Exercise description → Transcribe the lines from the start of the data below through the line with "const [open, setOpen] = useState(true);", word for word and nothing more.

>> BEGIN

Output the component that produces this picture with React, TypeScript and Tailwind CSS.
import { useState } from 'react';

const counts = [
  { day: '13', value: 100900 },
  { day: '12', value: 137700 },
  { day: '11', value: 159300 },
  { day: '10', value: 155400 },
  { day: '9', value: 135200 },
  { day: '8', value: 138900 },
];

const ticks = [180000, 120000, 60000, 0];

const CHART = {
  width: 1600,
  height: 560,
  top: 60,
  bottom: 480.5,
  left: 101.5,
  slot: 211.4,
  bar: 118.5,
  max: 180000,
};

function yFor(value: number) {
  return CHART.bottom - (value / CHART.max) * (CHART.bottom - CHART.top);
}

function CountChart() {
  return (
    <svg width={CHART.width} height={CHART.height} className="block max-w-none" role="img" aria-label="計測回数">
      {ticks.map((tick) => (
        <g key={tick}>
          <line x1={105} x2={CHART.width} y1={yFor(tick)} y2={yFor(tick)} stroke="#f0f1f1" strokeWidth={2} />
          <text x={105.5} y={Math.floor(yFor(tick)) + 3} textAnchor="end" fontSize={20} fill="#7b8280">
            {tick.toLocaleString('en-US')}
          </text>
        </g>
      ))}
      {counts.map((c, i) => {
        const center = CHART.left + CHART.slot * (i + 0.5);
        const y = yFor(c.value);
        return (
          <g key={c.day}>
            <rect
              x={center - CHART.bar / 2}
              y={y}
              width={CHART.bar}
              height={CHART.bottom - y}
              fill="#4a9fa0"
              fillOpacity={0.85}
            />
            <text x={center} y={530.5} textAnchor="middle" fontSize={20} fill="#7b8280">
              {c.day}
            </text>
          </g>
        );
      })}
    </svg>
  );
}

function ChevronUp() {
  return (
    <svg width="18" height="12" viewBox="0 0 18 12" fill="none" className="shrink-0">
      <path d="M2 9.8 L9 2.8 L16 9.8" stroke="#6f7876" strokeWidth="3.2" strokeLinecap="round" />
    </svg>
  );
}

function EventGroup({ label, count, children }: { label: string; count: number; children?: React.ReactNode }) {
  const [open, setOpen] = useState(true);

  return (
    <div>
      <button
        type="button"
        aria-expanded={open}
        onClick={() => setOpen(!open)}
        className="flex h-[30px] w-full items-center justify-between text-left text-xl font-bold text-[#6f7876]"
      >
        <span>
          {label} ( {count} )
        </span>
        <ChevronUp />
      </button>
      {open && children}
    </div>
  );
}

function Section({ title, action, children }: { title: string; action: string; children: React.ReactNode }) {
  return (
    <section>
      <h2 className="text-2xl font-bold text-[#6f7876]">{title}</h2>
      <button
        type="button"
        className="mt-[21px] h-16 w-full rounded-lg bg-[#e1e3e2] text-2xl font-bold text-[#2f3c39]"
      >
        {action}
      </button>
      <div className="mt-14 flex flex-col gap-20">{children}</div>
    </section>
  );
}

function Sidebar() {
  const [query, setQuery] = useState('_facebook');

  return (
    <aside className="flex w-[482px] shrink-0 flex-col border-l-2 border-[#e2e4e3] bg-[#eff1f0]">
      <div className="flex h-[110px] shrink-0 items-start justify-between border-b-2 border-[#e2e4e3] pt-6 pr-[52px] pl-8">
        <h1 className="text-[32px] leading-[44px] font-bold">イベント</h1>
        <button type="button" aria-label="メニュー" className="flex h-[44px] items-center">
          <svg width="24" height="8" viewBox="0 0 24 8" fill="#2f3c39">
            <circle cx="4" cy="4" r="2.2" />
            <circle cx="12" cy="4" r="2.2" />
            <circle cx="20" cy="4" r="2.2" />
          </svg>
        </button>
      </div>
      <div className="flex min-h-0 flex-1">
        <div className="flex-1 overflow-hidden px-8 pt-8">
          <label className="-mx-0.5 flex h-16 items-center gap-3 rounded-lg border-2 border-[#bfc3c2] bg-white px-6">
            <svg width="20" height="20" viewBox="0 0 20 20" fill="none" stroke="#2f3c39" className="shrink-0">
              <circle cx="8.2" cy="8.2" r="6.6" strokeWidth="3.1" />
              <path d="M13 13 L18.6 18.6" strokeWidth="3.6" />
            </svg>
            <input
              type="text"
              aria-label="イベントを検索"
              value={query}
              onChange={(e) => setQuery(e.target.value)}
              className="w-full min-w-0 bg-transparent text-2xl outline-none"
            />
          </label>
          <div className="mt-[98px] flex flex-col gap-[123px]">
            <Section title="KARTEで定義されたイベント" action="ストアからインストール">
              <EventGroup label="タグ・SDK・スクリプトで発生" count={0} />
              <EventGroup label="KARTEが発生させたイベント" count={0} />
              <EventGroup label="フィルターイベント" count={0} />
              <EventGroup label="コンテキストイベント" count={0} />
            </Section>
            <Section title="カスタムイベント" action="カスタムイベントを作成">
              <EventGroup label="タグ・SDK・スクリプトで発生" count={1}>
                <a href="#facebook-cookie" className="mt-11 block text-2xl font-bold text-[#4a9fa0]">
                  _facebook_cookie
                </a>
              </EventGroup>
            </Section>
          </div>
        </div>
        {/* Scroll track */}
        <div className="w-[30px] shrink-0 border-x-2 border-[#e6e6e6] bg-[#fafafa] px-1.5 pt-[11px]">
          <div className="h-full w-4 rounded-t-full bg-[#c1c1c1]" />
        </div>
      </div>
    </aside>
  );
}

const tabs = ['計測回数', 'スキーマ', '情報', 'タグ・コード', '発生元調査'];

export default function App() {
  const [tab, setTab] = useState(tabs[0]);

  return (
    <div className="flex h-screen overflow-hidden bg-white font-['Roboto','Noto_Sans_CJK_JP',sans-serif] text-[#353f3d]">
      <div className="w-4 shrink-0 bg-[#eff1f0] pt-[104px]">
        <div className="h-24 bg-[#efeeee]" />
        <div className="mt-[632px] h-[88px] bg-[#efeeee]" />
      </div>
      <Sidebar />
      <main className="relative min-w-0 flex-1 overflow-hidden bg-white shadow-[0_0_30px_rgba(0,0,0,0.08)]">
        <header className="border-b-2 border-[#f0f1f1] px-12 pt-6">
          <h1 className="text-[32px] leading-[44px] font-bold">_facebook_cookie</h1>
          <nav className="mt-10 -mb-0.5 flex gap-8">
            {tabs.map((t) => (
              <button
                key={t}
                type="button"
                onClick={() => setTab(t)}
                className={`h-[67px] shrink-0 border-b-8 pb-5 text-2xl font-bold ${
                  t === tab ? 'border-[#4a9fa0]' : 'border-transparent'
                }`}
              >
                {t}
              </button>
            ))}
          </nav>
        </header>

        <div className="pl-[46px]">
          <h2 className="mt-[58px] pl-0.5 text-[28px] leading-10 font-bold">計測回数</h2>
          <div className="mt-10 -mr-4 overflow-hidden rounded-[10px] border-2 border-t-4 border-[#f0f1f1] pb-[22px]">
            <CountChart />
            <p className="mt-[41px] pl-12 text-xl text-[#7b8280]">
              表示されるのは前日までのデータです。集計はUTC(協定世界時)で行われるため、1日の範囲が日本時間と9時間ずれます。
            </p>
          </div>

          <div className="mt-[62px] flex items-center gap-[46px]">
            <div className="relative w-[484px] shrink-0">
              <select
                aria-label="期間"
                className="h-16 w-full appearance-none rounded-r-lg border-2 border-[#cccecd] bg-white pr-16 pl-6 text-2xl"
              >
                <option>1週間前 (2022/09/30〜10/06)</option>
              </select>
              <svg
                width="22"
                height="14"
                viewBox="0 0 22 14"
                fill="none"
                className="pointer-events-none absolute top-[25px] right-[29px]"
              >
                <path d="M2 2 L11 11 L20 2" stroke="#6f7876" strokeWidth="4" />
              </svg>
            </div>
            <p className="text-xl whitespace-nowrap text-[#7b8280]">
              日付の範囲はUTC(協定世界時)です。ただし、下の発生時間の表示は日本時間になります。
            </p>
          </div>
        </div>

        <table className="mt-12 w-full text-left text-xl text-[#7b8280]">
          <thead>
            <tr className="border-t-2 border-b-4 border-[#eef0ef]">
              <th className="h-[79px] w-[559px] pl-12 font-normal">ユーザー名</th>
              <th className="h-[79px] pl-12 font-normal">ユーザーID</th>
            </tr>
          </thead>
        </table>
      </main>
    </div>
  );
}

>> END

Problem solution →
Output the component that produces this picture with React, TypeScript and Tailwind CSS.
import { useState } from 'react';

const counts = [
  { day: '13', value: 100900 },
  { day: '12', value: 137700 },
  { day: '11', value: 159300 },
  { day: '10', value: 155400 },
  { day: '9', value: 135200 },
  { day: '8', value: 138900 },
];

const ticks = [180000, 120000, 60000, 0];

const CHART = {
  width: 1600,
  height: 560,
  top: 60,
  bottom: 480.5,
  left: 101.5,
  slot: 211.4,
  bar: 118.5,
  max: 180000,
};

function yFor(value: number) {
  return CHART.bottom - (value / CHART.max) * (CHART.bottom - CHART.top);
}

function CountChart() {
  return (
    <svg width={CHART.width} height={CHART.height} className="block max-w-none" role="img" aria-label="計測回数">
      {ticks.map((tick) => (
        <g key={tick}>
          <line x1={105} x2={CHART.width} y1={yFor(tick)} y2={yFor(tick)} stroke="#f0f1f1" strokeWidth={2} />
          <text x={105.5} y={Math.floor(yFor(tick)) + 3} textAnchor="end" fontSize={20} fill="#7b8280">
            {tick.toLocaleString('en-US')}
          </text>
        </g>
      ))}
      {counts.map((c, i) => {
        const center = CHART.left + CHART.slot * (i + 0.5);
        const y = yFor(c.value);
        return (
          <g key={c.day}>
            <rect
              x={center - CHART.bar / 2}
              y={y}
              width={CHART.bar}
              height={CHART.bottom - y}
              fill="#4a9fa0"
              fillOpacity={0.85}
            />
            <text x={center} y={530.5} textAnchor="middle" fontSize={20} fill="#7b8280">
              {c.day}
            </text>
          </g>
        );
      })}
    </svg>
  );
}

function ChevronUp() {
  return (
    <svg width="18" height="12" viewBox="0 0 18 12" fill="none" className="shrink-0">
      <path d="M2 9.8 L9 2.8 L16 9.8" stroke="#6f7876" strokeWidth="3.2" strokeLinecap="round" />
    </svg>
  );
}

function EventGroup({ label, count, children }: { label: string; count: number; children?: React.ReactNode }) {
  const [open, setOpen] = useState(true);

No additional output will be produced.